Kenyatta’s former home is the ugly duckling on its block. Dead grass spreads gray across the lawn. Withered advertising circulars are strewn about the porch and the hedges.

I am sympathetic to the Kenyattas’ problem, particularly the upcoming mortgage-rate adjustment — but my sympathy lies more strongly with their neighbors.  “‘If I’m going to follow you, you need to be a leader,’ said Patricia Dixon, a former neighbor of Kenyatta’s. ‘You don’t show leadership by walking away from your home in the city of Detroit. You have vandalism where they find out the houses are vacant. You have people stealing fireplaces.'”

If you are going to be in government, you must be focused on and capable of real leadership.  Maybe Kenyatta and Burr both consider themselves leaders — maybe other people do, too.  But the direction both are leading people toward is a very dangerous, irresponsible direction.  Our financial system — and our financial recovery — hinges upon people doing the right things, on people doing things like leaving their money in the banks, paying their taxes, staying in their homes and making their payments, and generally contributing to an overall return to financial health that will require, at times, moves that seem against an indvidual’s short term interest — but which have long-term dividends to offer in the form of a functioning, expanding economy.
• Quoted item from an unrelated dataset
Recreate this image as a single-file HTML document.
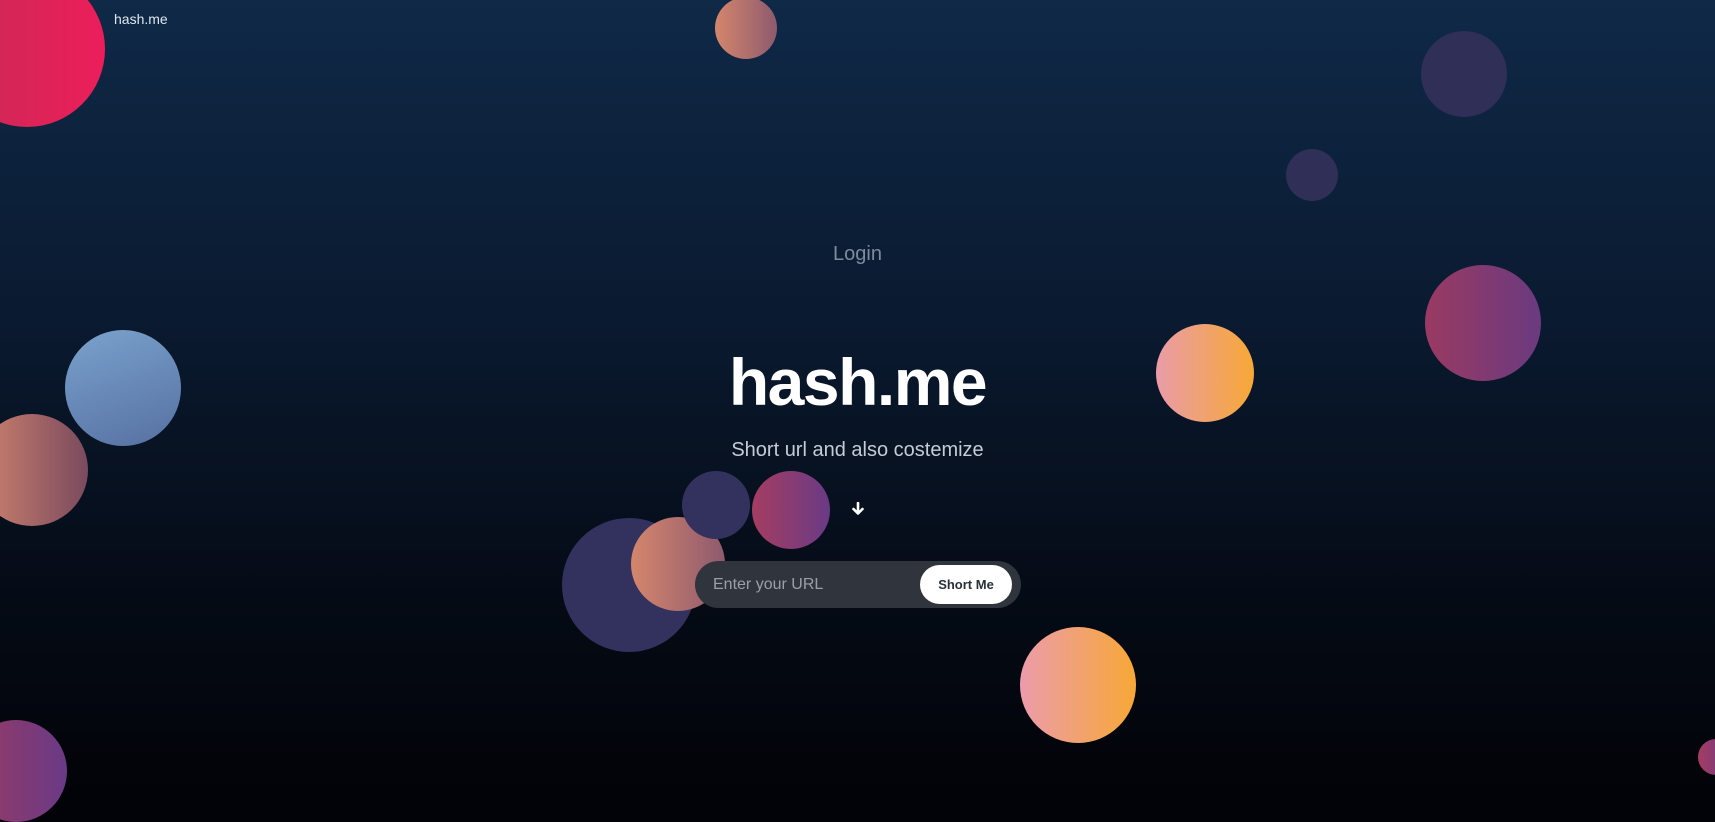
<!DOCTYPE html>
<html style="background:#020308"><head><meta charset="utf-8"><style>
html,body{margin:0;padding:0}
body{width:1715px;height:792px;overflow:hidden;position:relative;background:linear-gradient(#0f2947 0%,#0a1a30 40%,#050b16 75%,#020308 100%);font-family:"Liberation Sans",sans-serif}
.c{position:absolute;border-radius:50%}
.t{position:absolute;left:0;width:1715px;text-align:center}
</style></head><body>
<div class="c" style="left:-51px;top:-29px;width:156px;height:156px;background:linear-gradient(90deg,#c92a55,#ec1e5a)"></div>
<div class="c" style="left:715px;top:-3px;width:62px;height:62px;background:linear-gradient(90deg,#d4866c,#8e5a6e)"></div>
<div class="c" style="left:1421px;top:31px;width:86px;height:86px;background:#2f2f58"></div>
<div class="c" style="left:1286px;top:149px;width:52px;height:52px;background:#2f2f58"></div>
<div class="c" style="left:1425px;top:265px;width:116px;height:116px;background:linear-gradient(90deg,#9a3a62,#6a3a80)"></div>
<div class="c" style="left:1156px;top:324px;width:98px;height:98px;background:linear-gradient(90deg,#e99ca8,#f7a836)"></div>
<div class="c" style="left:65px;top:330px;width:116px;height:116px;background:linear-gradient(160deg,#7aa2cc,#5670a2)"></div>
<div class="c" style="left:-24px;top:414px;width:112px;height:112px;background:linear-gradient(90deg,#d0836e,#7a4a5e)"></div>
<div class="c" style="left:562px;top:518px;width:134px;height:134px;background:#33325e"></div>
<div class="c" style="left:631px;top:517px;width:94px;height:94px;background:linear-gradient(90deg,#d4866c,#8e5a6e)"></div>
<div class="c" style="left:682px;top:471px;width:68px;height:68px;background:#33325e"></div>
<div class="c" style="left:752px;top:471px;width:78px;height:78px;background:linear-gradient(90deg,#a53d62,#6a3a86)"></div>
<div class="c" style="left:1020px;top:627px;width:116px;height:116px;background:linear-gradient(90deg,#ec9cab,#f7a836)"></div>
<div class="c" style="left:-35px;top:720px;width:102px;height:102px;background:linear-gradient(90deg,#9a3a62,#6a3a86)"></div>
<div class="c" style="left:1698px;top:739px;width:36px;height:36px;background:linear-gradient(90deg,#a53d62,#6a3a86)"></div>

<div style="position:absolute;left:114px;top:11px;color:#dfe6ee;font-size:14px">hash.me</div>
<div class="t" style="top:243px;color:#7f8a9a;font-size:20px;font-weight:300">Login</div>
<div class="t" style="top:344px;color:#fff;font-size:66px;font-weight:bold;letter-spacing:-1.5px">hash.me</div>
<div class="t" style="top:439px;color:#c5ccd5;font-size:20px;font-weight:300">Short url and also costemize</div>
<svg style="position:absolute;left:851px;top:502px" width="14" height="14" viewBox="0 0 14 14"><path d="M7 1v10M2.5 7l4.5 4.5L11.5 7" stroke="#fff" stroke-width="2.6" fill="none" stroke-linecap="round" stroke-linejoin="round"/></svg>
<div style="position:absolute;left:695px;top:561px;width:326px;height:47px;border-radius:24px;background:#2f343d">
  <div style="position:absolute;left:18px;top:15px;color:#9aa0a8;font-size:16px">Enter your URL</div>
  <div style="position:absolute;left:225px;top:4px;width:92px;height:39px;border-radius:20px;background:#fff;color:#2a2f38;font-size:13px;font-weight:bold;text-align:center;line-height:39px">Short Me</div>
</div>
</body></html>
The financial issues facing us at every level — local, statewide, nationally, and internationally — are terribly complex.  Most of us, and I include these men, do not have the time to understand every aspect.  But if you’re going to take a job where you’ll be charged at some point with making decisions about these complex issues, you should at least be familiar enough to understand how your own actions figure into overall economic health.  (And if not — you should find a staff member, or an online course, or a nearby community college, to help you figure this stuff out, particularly if you’re being paid for it).

I hope, I truly hope, that both of these men made their decisions based simply on ignorance of the issues, and not upon some idea that it’s OK to put personal interests ahead of those of the public, but my suspicion runs in the other direction.